Some people have questioned the legitimacy of Google’s terms and conditions. For the most part, businesses can use paid for advertising to sell products and services without consequence. In Viagogo’s case, there were doubts over what they sold – everyone from the Football Association to the CMA disowned its practices. 

However, the recent ban means Google isn’t playing around regarding its Ts & Cs. Organisations that flout them regularly are going to end up in the firm’s bad books, and a potential ban is on the cards. Sticking to the letter of the regulations is the wisest move in case there is a backlash. The last thing you want is a Viagogo-style revolt from customers and regulators alike, bringing attention to your processes.

They might have seemed like a joke in the past, but this advertising ban is a message to everyone to play nice. If you don’t, your entire operation might fall to its knees in a matter of days.

Lobbying Is Effective

The idea this has happened because the higher-ups at Google have acted alone isn’t the truth. With the prominent groups involved calling for a marketing ban, there has been an undercurrent of lobbying. In fact, the likes of the CMA, the FA and UK Music signed an open letter last year. The Competition and Markets Authority is taking Viagogo to court, too.
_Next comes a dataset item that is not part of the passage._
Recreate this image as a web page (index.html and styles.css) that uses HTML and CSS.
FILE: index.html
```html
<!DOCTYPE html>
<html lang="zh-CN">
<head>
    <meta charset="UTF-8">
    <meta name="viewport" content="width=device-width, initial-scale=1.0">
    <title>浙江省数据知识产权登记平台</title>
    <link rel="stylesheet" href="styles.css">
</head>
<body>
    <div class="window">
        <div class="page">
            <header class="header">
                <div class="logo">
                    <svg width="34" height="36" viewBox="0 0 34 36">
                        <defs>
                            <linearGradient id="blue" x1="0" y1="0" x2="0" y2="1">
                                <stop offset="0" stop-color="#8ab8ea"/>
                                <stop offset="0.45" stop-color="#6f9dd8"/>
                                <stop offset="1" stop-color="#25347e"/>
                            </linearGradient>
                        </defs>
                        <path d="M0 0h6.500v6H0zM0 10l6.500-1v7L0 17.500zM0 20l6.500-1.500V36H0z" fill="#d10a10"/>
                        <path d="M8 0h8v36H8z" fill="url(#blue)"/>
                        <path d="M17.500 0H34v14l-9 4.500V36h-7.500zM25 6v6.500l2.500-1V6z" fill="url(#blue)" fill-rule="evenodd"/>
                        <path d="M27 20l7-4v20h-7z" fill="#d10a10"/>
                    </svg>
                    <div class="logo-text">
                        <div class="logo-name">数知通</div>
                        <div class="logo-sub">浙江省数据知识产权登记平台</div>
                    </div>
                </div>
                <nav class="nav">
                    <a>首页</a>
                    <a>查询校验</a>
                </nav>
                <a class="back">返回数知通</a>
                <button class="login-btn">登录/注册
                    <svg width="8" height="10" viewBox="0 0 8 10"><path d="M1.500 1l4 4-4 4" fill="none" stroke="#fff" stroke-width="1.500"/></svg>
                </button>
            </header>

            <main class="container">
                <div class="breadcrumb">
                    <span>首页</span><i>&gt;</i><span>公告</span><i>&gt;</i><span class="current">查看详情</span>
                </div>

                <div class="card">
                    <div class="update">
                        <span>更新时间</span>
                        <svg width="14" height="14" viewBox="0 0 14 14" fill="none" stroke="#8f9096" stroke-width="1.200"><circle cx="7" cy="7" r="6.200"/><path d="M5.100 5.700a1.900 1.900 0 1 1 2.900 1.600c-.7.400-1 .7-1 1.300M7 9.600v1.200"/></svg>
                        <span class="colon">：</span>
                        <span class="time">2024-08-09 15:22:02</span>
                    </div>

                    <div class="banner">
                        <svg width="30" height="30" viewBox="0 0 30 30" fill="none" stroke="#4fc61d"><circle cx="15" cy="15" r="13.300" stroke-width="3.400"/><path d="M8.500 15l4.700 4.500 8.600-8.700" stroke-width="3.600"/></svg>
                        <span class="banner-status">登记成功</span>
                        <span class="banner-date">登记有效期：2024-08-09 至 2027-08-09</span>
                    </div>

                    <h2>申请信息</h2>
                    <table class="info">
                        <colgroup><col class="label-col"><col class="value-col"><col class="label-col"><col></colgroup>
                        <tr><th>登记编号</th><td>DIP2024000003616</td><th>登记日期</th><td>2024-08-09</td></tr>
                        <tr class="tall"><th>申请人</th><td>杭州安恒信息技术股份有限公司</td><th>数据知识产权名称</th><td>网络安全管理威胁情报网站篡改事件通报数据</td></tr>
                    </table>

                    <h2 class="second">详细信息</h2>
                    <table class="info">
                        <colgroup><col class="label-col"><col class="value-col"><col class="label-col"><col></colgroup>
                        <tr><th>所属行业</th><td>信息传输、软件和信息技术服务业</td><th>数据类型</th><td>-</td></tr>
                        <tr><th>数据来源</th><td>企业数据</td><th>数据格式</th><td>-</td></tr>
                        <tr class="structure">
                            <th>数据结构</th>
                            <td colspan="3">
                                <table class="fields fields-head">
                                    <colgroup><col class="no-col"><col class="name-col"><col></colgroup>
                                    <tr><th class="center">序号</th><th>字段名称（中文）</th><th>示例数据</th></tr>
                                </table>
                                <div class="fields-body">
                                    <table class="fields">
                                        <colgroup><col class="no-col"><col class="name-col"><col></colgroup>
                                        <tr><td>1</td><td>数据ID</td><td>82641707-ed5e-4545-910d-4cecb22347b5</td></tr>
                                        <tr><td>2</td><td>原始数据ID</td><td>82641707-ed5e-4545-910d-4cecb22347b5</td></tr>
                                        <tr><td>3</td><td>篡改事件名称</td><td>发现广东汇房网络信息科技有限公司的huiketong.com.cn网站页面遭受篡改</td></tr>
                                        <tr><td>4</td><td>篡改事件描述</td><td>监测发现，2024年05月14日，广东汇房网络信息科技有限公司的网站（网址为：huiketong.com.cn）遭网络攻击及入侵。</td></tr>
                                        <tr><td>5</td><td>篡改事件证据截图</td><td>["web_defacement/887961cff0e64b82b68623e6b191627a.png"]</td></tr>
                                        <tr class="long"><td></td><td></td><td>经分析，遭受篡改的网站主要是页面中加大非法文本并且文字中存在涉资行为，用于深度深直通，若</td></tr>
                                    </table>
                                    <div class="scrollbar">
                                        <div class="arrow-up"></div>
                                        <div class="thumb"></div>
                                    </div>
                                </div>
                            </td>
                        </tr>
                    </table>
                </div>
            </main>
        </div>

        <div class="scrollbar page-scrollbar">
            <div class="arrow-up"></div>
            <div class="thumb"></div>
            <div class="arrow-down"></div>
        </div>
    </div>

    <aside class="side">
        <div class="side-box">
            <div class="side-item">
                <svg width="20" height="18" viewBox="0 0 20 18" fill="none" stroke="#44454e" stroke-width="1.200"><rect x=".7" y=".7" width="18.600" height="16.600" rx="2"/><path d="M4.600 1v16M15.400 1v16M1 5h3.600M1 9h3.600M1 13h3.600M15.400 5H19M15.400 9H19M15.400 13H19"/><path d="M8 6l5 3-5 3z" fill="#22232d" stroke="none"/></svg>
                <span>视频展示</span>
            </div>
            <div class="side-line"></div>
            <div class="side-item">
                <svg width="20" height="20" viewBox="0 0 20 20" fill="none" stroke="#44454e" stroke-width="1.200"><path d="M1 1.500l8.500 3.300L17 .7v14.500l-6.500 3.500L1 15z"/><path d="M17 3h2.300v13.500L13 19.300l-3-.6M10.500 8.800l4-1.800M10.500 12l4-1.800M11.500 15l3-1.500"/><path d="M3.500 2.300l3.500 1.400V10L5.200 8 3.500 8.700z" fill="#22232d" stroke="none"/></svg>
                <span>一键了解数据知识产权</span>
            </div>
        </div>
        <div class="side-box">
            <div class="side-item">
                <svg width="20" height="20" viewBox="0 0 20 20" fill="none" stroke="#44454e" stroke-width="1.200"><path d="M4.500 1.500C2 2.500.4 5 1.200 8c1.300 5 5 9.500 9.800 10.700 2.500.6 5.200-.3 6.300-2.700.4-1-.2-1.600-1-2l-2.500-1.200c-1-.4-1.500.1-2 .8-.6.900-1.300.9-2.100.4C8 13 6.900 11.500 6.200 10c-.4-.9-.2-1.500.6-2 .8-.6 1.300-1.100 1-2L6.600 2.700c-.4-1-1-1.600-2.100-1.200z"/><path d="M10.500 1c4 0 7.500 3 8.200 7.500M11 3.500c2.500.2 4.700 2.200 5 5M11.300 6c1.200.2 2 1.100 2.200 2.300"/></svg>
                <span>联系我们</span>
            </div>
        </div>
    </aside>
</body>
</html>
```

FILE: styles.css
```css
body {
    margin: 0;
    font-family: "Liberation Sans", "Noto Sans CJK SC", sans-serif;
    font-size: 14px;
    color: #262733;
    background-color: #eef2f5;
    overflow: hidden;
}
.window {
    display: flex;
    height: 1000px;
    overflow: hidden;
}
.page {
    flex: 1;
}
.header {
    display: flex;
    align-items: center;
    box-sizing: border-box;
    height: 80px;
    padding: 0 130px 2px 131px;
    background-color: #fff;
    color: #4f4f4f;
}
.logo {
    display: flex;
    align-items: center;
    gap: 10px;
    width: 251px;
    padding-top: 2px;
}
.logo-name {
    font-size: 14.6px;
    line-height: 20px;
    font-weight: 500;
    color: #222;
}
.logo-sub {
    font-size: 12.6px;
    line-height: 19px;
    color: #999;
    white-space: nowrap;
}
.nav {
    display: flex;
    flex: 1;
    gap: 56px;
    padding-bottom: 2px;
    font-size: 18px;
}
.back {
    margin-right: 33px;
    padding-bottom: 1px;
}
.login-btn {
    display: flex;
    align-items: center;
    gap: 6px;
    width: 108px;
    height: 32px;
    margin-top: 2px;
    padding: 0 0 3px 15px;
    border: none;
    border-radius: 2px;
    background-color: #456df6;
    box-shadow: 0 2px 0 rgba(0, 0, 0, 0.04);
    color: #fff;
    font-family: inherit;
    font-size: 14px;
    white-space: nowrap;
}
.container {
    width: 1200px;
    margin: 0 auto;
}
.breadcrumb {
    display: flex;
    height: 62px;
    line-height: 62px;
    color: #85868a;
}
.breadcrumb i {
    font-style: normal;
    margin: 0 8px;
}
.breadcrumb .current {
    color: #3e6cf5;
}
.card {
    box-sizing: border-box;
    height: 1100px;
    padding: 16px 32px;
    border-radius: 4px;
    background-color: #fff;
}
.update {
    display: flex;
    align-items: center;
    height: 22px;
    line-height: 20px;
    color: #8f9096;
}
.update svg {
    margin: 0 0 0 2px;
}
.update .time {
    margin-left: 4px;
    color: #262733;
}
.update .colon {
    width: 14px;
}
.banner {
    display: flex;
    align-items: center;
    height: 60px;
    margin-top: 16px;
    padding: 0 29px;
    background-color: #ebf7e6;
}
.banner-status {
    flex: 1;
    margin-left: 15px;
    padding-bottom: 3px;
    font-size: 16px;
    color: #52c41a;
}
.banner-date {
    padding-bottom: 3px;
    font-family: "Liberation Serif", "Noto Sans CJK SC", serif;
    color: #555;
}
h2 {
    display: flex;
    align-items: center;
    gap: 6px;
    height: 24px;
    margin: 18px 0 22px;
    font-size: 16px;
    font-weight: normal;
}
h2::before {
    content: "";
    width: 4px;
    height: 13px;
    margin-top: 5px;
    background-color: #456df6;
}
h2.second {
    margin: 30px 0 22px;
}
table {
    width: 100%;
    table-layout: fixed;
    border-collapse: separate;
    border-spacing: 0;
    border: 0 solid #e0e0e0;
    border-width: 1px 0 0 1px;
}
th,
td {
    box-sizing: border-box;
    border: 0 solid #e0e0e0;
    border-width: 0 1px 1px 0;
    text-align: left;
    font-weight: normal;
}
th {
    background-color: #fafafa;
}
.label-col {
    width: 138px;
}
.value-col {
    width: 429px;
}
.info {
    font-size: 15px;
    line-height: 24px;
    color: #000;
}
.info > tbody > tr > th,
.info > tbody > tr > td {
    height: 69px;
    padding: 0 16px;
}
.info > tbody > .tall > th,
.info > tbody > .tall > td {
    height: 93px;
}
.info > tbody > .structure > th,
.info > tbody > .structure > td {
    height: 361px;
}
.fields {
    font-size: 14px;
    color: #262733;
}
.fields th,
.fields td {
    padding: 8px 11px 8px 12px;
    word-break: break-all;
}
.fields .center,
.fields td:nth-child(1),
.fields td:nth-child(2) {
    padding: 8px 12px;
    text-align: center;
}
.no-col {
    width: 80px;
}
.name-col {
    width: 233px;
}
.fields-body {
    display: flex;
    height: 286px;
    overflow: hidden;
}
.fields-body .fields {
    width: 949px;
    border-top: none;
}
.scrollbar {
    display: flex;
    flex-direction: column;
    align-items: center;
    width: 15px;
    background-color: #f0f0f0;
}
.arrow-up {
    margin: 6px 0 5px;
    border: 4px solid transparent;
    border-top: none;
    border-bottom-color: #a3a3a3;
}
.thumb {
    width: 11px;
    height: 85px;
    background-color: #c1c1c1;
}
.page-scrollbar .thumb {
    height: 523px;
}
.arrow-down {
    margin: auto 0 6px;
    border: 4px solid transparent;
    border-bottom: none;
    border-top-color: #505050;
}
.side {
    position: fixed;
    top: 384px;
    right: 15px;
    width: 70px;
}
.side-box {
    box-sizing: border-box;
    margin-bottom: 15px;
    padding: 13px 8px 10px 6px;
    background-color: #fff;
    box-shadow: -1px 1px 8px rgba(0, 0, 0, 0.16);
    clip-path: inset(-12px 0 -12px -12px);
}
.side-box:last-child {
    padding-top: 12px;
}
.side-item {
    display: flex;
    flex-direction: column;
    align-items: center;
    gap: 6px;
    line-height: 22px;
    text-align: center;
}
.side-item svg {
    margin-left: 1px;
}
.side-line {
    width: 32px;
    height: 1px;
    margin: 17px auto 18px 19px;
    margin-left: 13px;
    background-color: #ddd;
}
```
What this shows is the importance of lobbying in the industry today. Companies need to be on the right side of a public relations event, regardless of who they are. Yes, even Google has to consider the fallout and whether it’s worth backing their client. If they do, there is undoubtedly going to be a backlash which will drag the brand name through the mud. Once the lobbyists jump on the bandwagon, it’s easier to find a middle ground to ensure they aren’t liable for negative PR or anything more sinister.

From the outside looking in, this fact might enhance the apology culture that exists today. If your business is perceived to do something wrong, isn’t it more comfortable to say sorry and conform than fight back?

Source: Ybierling

Paid For Beats Organic

Search engine optimisation is an interesting subplot. Currently, Viagogo sits on the front page yet it isn’t anywhere near as high as it was previously. The paid-for searches are out and it has to rely on organic results to boost the brand. On the face of it, it makes it seem as if paid marketing is the king of SEO.
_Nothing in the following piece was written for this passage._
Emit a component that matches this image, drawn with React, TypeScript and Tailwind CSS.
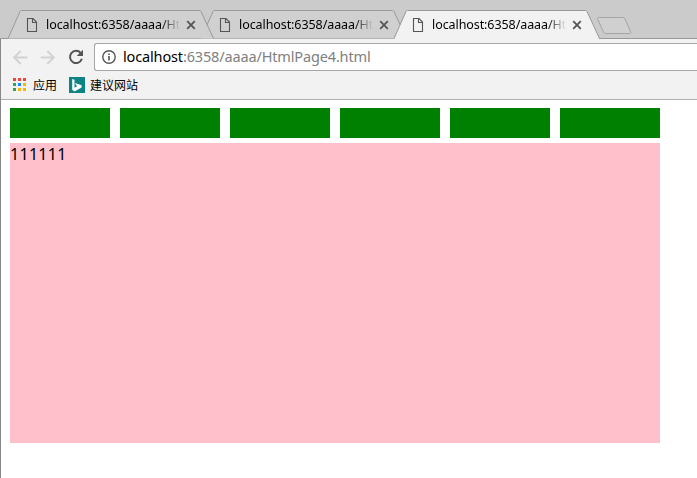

However, there are caveats to consider. Vine Digital has lots of interesting facts, but the main one is that 95% of clicks are on the organic search results. Of the nearly 7 billion there is every day, more than 6.6 billion are accounted for by natural traffic. Plus, Google has a 77% stake in the market, which goes to show it is the boss. 

What does this mean? It means paid-for advertising beats the organic kind, but not in the way you think. You need natural search results, as proven by the stats, yet you can’t do it yourself when the stakes are as high. Paying for a specialist is a must, and Blue Corona has some advice.

Trust Is Paramount

The thing which has killed Viagogo more than anything else is the lack of trust. From MPs to regulators to general customers, nobody seems to have faith in the company. And, with scandal after scandal breaking semi-regularly, it’s not hard to see why. Colluding with touts and selling tickets on their site that aren’t available isn’t going to increase confidence. Neither is the call from a member of parliament to boycott the site which was reported by the BBC.

Without trust, there isn’t a brand to sell because nobody will believe in the platform enough to use it. Yes, the lobbying was effective, and Google has stamped its authority on the matter too, yet this wouldn’t have happened if Viagogo acted with integrity. As long as businesses work in good faith and are transparent, there is no need to worry.

An advertising ban on Google is a massive deal, one that is easy to bypass if you have the conviction of the local community. Viagogo didn’t due to its poor practices and seems to have lost out in the long-term.


Owners and entrepreneurs have to be wary after the decision, but there’s no need to worry. As long as you follow the rules, you shouldn’t end up on the scrapheap.